评分: 6置信度: 42024-11-04

This paper proposed an evolution search based pruning method for vision language models. The method works by identifying that the projector in typically vision language models like LLaVA plays an important role in pruning, and uses this projector to define a fitness function. The experiments on LLaVA-SQA demonstrate the effectiveness of the proposed pruning methods.

优点

The task of pruning for vision language models can have real-world applications.
The proposed method considers the architecture of vision language models, and makes it more suitable for pruning LVLMs.

缺点

The experiments are only conducted on a limited set of datasets and models. It seems that the only architecture used here is LLaVA?

问题

How does the proposed method generalizes beyond the LLaVA-v1.5 architecture? for example, what about models like MiniGPT4 or LLaVA-Next?
It seems that the similar techniques can also be used for models for audio-language models or even more modalities, including these could greatly enhance the paper.

审稿意见

评分: 3置信度: 42024-11-04

The paper aims to search for the best pruning ratios for each layer by minimizing the model's loss and a norm regularization term, which the latter term is related to reducing the generalization errors. To further increase the capacity of the method, the paper's method updates the projector layers as well to minimize the model's loss. The method and baselines are evaluated on LLaVA and show the proposed method is better than SparseGPT and LLM-Pruner.

优点

Connecting weights norm to the model's generalizability is interesting.
With the dynamic sparsity, the method outperforms SparseGPT.

缺点

The comparison to LLM-Pruner is not very fair. The proposed method is apparently for pruning the model in an unstructured manner (correct me if I am wrong), but LLM-Pruner is a structured pruning approach so the performance will not be comparable.
The method part is not straightforward to follow. Please see "Questions" for more details.
The background and related work for pruning on LVLM are lacking, and I think they should be discussed or cited. For example,

[1] ECoFLaP: Efficient Coarse-to-Fine Layer-Wise Pruning for Vision-Language Models

[2] Upop: Unified and progressive pruning for compressing vision-language transformers

[3] MoPE-CLIP: Structured Pruning for Efficient Vision-Language Models with Module-wise Pruning Error Metric

The ECoFLaP's idea is very related to this paper, so it would be great to include it in the experiments in the paper.
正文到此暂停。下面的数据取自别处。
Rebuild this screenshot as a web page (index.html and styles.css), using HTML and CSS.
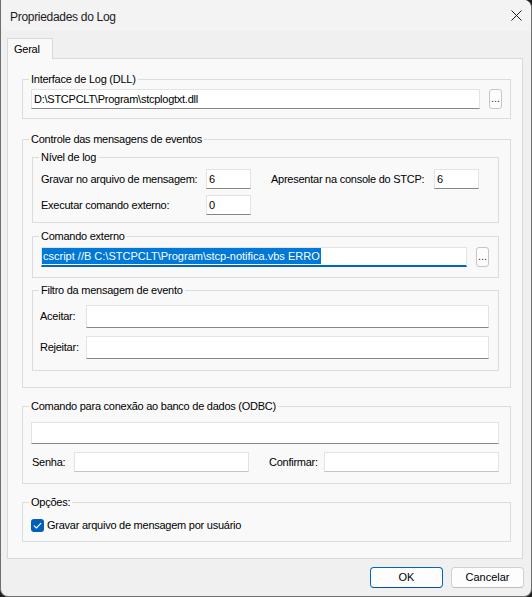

In lines 249-250, "However, calculating the upper bound for all pruning policies is computationally infeasible" is repeated with the previous sentence.

问题

In equation (6), how to know if the loss is upper bound or not?
In lines 254-255 and line 4 in Algorithm 1, what are the "candidates" mean? How to accurately find out what candidates are among the top k?
In Algorithm 1, does the pruning's performance or pruning policy keep improving through steps?
In line 357, does the "Auto w/o Gen" only remove the regularization term on weight's norm and keep the rest of the components the same?
How to optimize equation (6) to get the updated $W_p$ ? Is it done by gradient descent or evolution algorithm?

撤稿通知

2024-11-13

I have read and agree with the venue's withdrawal policy on behalf of myself and my co-authors.